UM PEQUENO GRANDE LIVRO



Quando se fala de livros pouco se fala de editores. E, no entanto, muitos dos caminhos da leitura são traçados pelos editores. Aqueles que vão às feiras de Frankfurt ou de Bolonha, que se apaixonam por um livro ou por autor, que apostam num desconhecido

Estou a pensar em gente de quem gosto e admiro muito, Carlos Araújo, Piedade Ferreira, Zeferino Coelho, Maria do Rosário Pedreira, Manuel Alberto Valente, João Rodrigues, Ana Pereirinha, Cristina Ovídio, Marcelo Teixeira... E outros que já se foram. Gente dos livros. Gente boa e que nos entrega nas mãos um livro como se fosse um tesouro raro (como me aconteceu hoje quando o José Oliveira da Caminho me entregou um livro de poesia do Mário Castrim)

Neste grupo queria também falar do Pedro Reisinho, jovem editor da Gailivro, editor de vários dos meus livros da área infanto-juvenil. Adoro conversar com ele, inventar projectos com ele, discutir com ele as ilustrações.

Noutro dia cheguei ao gabinete dele e o Pedro, com os olhos a brilhar, entregou-me um livro acabado de sair "LULU E O BRONTOSSAURO" escrita por Judith Viorst e ilustrada por Lane Smith. Ilustrações excelentes, concepção do objecto-livro notável, tradução (disse-me o Pedro e e eu confirmei depois) de primeira água de autoria da Carla Maia de Almeida.

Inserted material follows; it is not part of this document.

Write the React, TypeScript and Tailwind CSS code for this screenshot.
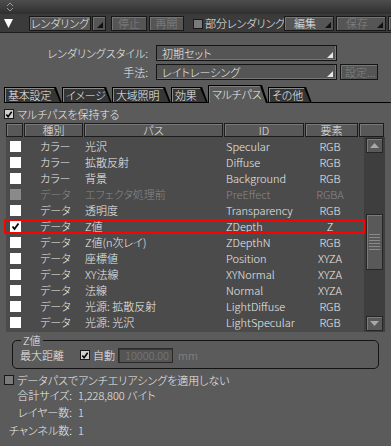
import React from "react";

const F = { fontFamily: '"Noto Sans CJK JP", "Noto Sans", sans-serif' };

const Check = ({ color = "#000" }: { color?: string }) => (
  <svg width="9" height="9" viewBox="0 0 9 9" className="block">
    <polyline points="1.5,4.5 3.5,7 7.5,1.5" fill="none" stroke={color} strokeWidth="1.8" />
  </svg>
);

const Corner = ({ color }: { color: string }) => (
  <svg width="6" height="6" viewBox="0 0 6 6" className="block">
    <polygon points="6,0 6,6 0,6" fill={color} />
  </svg>
);

function Btn({
  w,
  label,
  disabled,
  corner,
}: {
  w: string;
  label?: string;
  disabled?: boolean;
  corner?: boolean;
}) {
  return (
    <div
      className={`${w} h-[15px] shrink-0 flex items-end bg-[#555555] border border-[#181818] shadow-[inset_1px_1px_0_#747474]`}
    >
      <div
        className={`flex-1 h-full flex items-center justify-center whitespace-nowrap text-[11px] leading-none ${
          disabled ? "text-[#858585]" : "text-[#ededed]"
        }`}
      >
        {label}
      </div>
      {corner && (
        <div className="pr-[2px] pb-[2px]">
          <Corner color="#111" />
        </div>
      )}
    </div>
  );
}

function Tab({ w, label, active }: { w: string; label: string; active?: boolean }) {
  const clip = "[clip-path:polygon(0_0,calc(100%-6px)_0,100%_100%,0_100%)]";
  return (
    <div
      className={`${w} ${active ? "h-[18px]" : "h-[16px]"} shrink-0 bg-black ${clip} pt-px pl-px pr-[2px] ${
        active ? "" : "pb-px"
      }`}
    >
      <div
        className={`h-full ${clip} flex items-center pl-[3px] whitespace-nowrap text-[11px] leading-none tracking-[-0.2px] text-[#f0f0f0] ${
          active
            ? "bg-[#5b5b5b] shadow-[inset_1px_1px_0_#7c7c7c]"
            : "bg-[#363636] shadow-[inset_1px_1px_0_#8a8a8a]"
        }`}
      >
        {label}
      </div>
    </div>
  );
}

type Row = {
  kind: string;
  path: string;
  id: string;
  el: string;
  checked?: boolean;
  disabled?: boolean;
  hl?: boolean;
};

const rows: Row[] = [
  { kind: "カラー", path: "光沢", id: "Specular", el: "RGB" },
  { kind: "カラー", path: "拡散反射", id: "Diffuse", el: "RGB" },
  { kind: "カラー", path: "背景", id: "Background", el: "RGB" },
  { kind: "データ", path: "エフェクタ処理前", id: "PreEffect", el: "RGBA", disabled: true },
  { kind: "データ", path: "透明度", id: "Transparency", el: "RGB" },
  { kind: "データ", path: "Z値", id: "ZDepth", el: "Z", checked: true, hl: true },
  { kind: "データ", path: "Z値(n次レイ)", id: "ZDepthN", el: "RGB" },
  { kind: "データ", path: "座標値", id: "Position", el: "XYZA" },
  { kind: "データ", path: "XY法線", id: "XYNormal", el: "XYZA" },
  { kind: "データ", path: "法線", id: "Normal", el: "XYZA" },
  { kind: "データ", path: "光源: 拡散反射", id: "LightDiffuse", el: "RGB" },
  { kind: "データ", path: "光源: 光沢", id: "LightSpecular", el: "RGB" },
];

function HeadCell({ w, label }: { w: string; label?: string }) {
  return (
    <div
      className={`${w} h-full shrink-0 bg-[#585858] border border-[#1c1c1c] shadow-[inset_1px_1px_0_#7a7a7a] flex items-center justify-center text-[11px] leading-none text-[#e6e6e6]`}
    >
      {label}
    </div>
  );
}

function ScrollBtn({ up }: { up?: boolean }) {
  return (
    <div className="w-[17px] h-[15px] bg-[#595959] border border-[#262626] shadow-[inset_1px_1px_0_#7a7a7a] flex items-center justify-center">
      <svg width="9" height="5" viewBox="0 0 9 5" className="block">
        <polygon points={up ? "0,5 9,5 4.5,0" : "0,0 9,0 4.5,5"} fill="#a8a8a8" />
      </svg>
    </div>
  );
}

function OuterCheck({ checked }: { checked?: boolean }) {
  return (
    <div
      className={`w-[10px] h-[10px] shrink-0 border border-[#1a1a1a] flex items-center justify-center ${
        checked ? "bg-[#cfcfcf]" : "bg-[#7a7a7a]"
      }`}
    >
      {checked && <Check />}
    </div>
  );
}

export default function App() {
  return (
    <div
      className="w-[391px] h-[446px] overflow-hidden bg-[#5b5b5b] text-[#ececec] select-none [font-feature-settings:'palt'] font-light"
      style={F}
    >
      {/* title bar */}
      <div className="h-[14px] bg-gradient-to-b from-[#4e4e4e] to-[#2f2f2f] flex items-center pl-[6px]">
        <svg width="8" height="10" viewBox="0 0 8 10" className="block">
          <polyline points="1,4 4,1 7,4" fill="none" stroke="#9a9a9a" strokeWidth="1" />
          <polyline points="1,6 4,9 7,6" fill="none" stroke="#9a9a9a" strokeWidth="1" />
        </svg>
      </div>
      {/* toolbar */}
      <div className="h-[18px] bg-[#3b3b3b] flex items-start pt-[2px] pl-[4px] overflow-hidden">
        <div className="h-[15px] flex items-center">
          <svg width="9" height="9" viewBox="0 0 9 9" className="block">
            <polygon points="0,0 9,0 4.5,9" fill="#ffffff" />
          </svg>
        </div>
        <div className="ml-[16px]">
          <Btn w="w-[62px]" label="レンダリング" />
        </div>
        <div className="ml-[1px]">
          <Btn w="w-[14px]" corner />
        </div>
        <div className="ml-[5px]">
          <Btn w="w-[36px]" label="停止" disabled />
        </div>
        <div className="ml-[2px]">
          <Btn w="w-[35px]" label="再開" disabled />
        </div>
        <div className="ml-[9px] h-[15px] flex items-center">
          <OuterCheck />
        </div>
        <div className="ml-[2px] w-[79px] h-[15px] flex items-center text-[11px] leading-none whitespace-nowrap">
          部分レンダリング
        </div>
        <div>
          <Btn w="w-[50px]" label="編集" corner />
        </div>
        <div className="ml-[2px]">
          <Btn w="w-[50px]" label="保存" disabled corner />
        </div>
        <div className="ml-[2px]">
          <Btn w="w-[30px]" />
        </div>
      </div>

      {/* panel */}
      <div className="border-t border-[#1e1e1e]">
        <div className="pt-[12px]">
          <div className="flex items-center h-[16px]">
            <div className="w-[148px] text-right text-[11px] leading-none whitespace-nowrap">レンダリングスタイル:</div>
            <div className="ml-[8px] w-[181px] h-[16px] bg-[#555555] border border-[#141414] shadow-[inset_-1px_-1px_0_#767676] flex items-center justify-between pl-[5px] pr-[3px]">
              <span className="text-[11px] leading-none">初期セット</span>
              <div className="self-end pb-[2px]">
                <Corner color="#e8e8e8" />
              </div>
            </div>
          </div>
          <div className="flex items-center h-[16px] mt-[3px]">
            <div className="w-[148px] text-right text-[11px] leading-none">手法:</div>
            <div className="ml-[8px] w-[181px] h-[16px] bg-[#555555] border border-[#141414] shadow-[inset_-1px_-1px_0_#767676] flex items-center justify-between pl-[5px] pr-[3px]">
              <span className="text-[11px] leading-none">レイトレーシング</span>
              <div className="self-end pb-[2px]">
                <Corner color="#e8e8e8" />
              </div>
            </div>
            <div className="ml-[3px] w-[38px] h-[16px] bg-[#555555] border border-[#141414] shadow-[inset_1px_1px_0_#767676] flex items-center pl-[4px] whitespace-nowrap text-[11px] leading-none text-[#858585]">
              設定...
            </div>
          </div>
        </div>

        {/* tabs */}
        <div className="mt-[5px] h-[18px] flex items-end pl-[4px]">
          <Tab w="w-[58px]" label="基本設定" />
          <Tab w="w-[50px]" label="イメージ" />
          <Tab w="w-[59px]" label="大域照明" />
          <Tab w="w-[37px]" label="効果" />
          <Tab w="w-[60px]" label="マルチパス" active />
          <Tab w="w-[44px]" label="その他" />
          <div className="flex-1 h-px bg-black" />
        </div>

        {/* keep multipass */}
        <div className="mt-[5px] h-[12px] flex items-center pl-[4px]">
          <OuterCheck checked />
          <span className="ml-[3px] text-[11px] leading-none">マルチパスを保持する</span>
        </div>

        {/* table */}
        <div className="mt-[3px] ml-[6px] w-[379px]">
          <div className="h-[14px] flex gap-px">
            <HeadCell w="w-[17px]" />
            <HeadCell w="w-[59px]" label="種別" />
            <HeadCell w="w-[139px]" label="パス" />
            <HeadCell w="w-[80px]" label="ID" />
            <HeadCell w="w-[53px]" label="要素" />
            <HeadCell w="w-[25px]" />
          </div>
          <div className="h-[195px] flex">
            <div className="w-[358px] bg-[#4b4b4b] pt-px">
              {rows.map((r, i) => (
                <div key={i} className="relative h-[16px] flex items-center text-[11px] leading-none">
                  <div className="w-[34px] pl-[4px]">
                    <div
                      className={`w-[11px] h-[11px] flex items-center justify-center ${
                        r.disabled ? "bg-[#8a8a8a]" : "bg-white"
                      }`}
                    >
                      {r.checked && <Check />}
                    </div>
                  </div>
                  <div className={`w-[45px] whitespace-nowrap ${r.disabled ? "text-[#8a8a8a]" : ""}`}>{r.kind}</div>
                  <div className={`w-[141px] whitespace-nowrap ${r.disabled ? "text-[#8a8a8a]" : ""}`}>{r.path}</div>
                  <div className={`w-[80px] ${r.disabled ? "text-[#8a8a8a]" : ""}`}>{r.id}</div>
                  <div className={`w-[48px] text-center ${r.disabled ? "text-[#8a8a8a]" : ""}`}>{r.el}</div>
                  {r.hl && (
                    <div className="absolute left-[-2px] right-[-1px] top-px bottom-0 border-2 border-[#ff0000]" />
                  )}
                </div>
              ))}
            </div>
            <div className="w-[21px] bg-[#3e3e3e] flex flex-col items-center">
              <div className="mt-px">
                <ScrollBtn up />
              </div>
              <div className="mt-[61px] w-[17px] h-[56px] bg-[#595959] border border-[#262626] shadow-[inset_1px_1px_0_#7a7a7a] flex flex-col items-center justify-center gap-[2px]">
                {[0, 1, 2, 3, 4, 5].map((k) => (
                  <div key={k} className="w-[11px] h-px bg-[#8a8a8a]" />
                ))}
              </div>
              <div className="flex-1" />
              <div className="mb-px">
                <ScrollBtn />
              </div>
            </div>
          </div>
        </div>

        {/* Z group */}
        <fieldset className="mt-px ml-[12px] w-[367px] border border-[#141414] rounded-[5px] px-[7px] pb-[5px]">
          <legend className="ml-[1px] px-[2px] text-[11px] leading-[14px]">Z値</legend>
          <div className="h-[16px] flex items-center text-[11px] leading-none">
            <span>最大距離</span>
            <div className="ml-[16px] w-[10px] h-[10px] bg-[#cfcfcf] border border-[#1a1a1a] flex items-center justify-center">
              <Check />
            </div>
            <span className="ml-[3px]">自動</span>
            <div className="ml-[3px] w-[55px] h-[15px] bg-[#555555] border border-[#2a2a2a] shadow-[inset_1px_1px_0_#3a3a3a] flex items-center justify-end pr-[3px] text-[#7c7c7c]">
              10000.00
            </div>
            <span className="ml-[5px] text-[#8a8a8a]">mm</span>
          </div>
        </fieldset>

        <div className="mt-[5px] h-[12px] flex items-center pl-[4px]">
          <OuterCheck />
          <span className="ml-[3px] text-[11px] leading-none whitespace-nowrap">データパスでアンチエリアシングを適用しない</span>
        </div>

        <div className="mt-[1px] h-[17px] flex items-center text-[11px] leading-none">
          <div className="w-[72px] text-right whitespace-nowrap">合計サイズ:</div>
          <div className="ml-[6px] whitespace-nowrap">1,228,800 バイト</div>
        </div>
        <div className="h-[17px] flex items-center text-[11px] leading-none">
          <div className="w-[72px] text-right whitespace-nowrap">レイヤー数:</div>
          <div className="ml-[6px]">1</div>
        </div>
        <div className="mt-[1px] h-[17px] flex items-center text-[11px] leading-none">
          <div className="w-[72px] text-right whitespace-nowrap">チャンネル数:</div>
          <div className="ml-[6px]">1</div>
        </div>
      </div>
    </div>
  );
}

Cheguei a casa e foi de uma vez que o li. Uma delícia para meninos, jovens e adultos. Um achado excelente a história de uma menina que quer ter à força um brontossauro como animal de estimação. Uma lição para pais pouco exigentes e filhos malcriados e pouco respeitadores das outras pessoas.

Uma pequena viagem que dá para rir e pensar. Sobre várias coisas e também sobre a educação dos nossos filhos.

Devia ser obrigatório. Para todas as idades.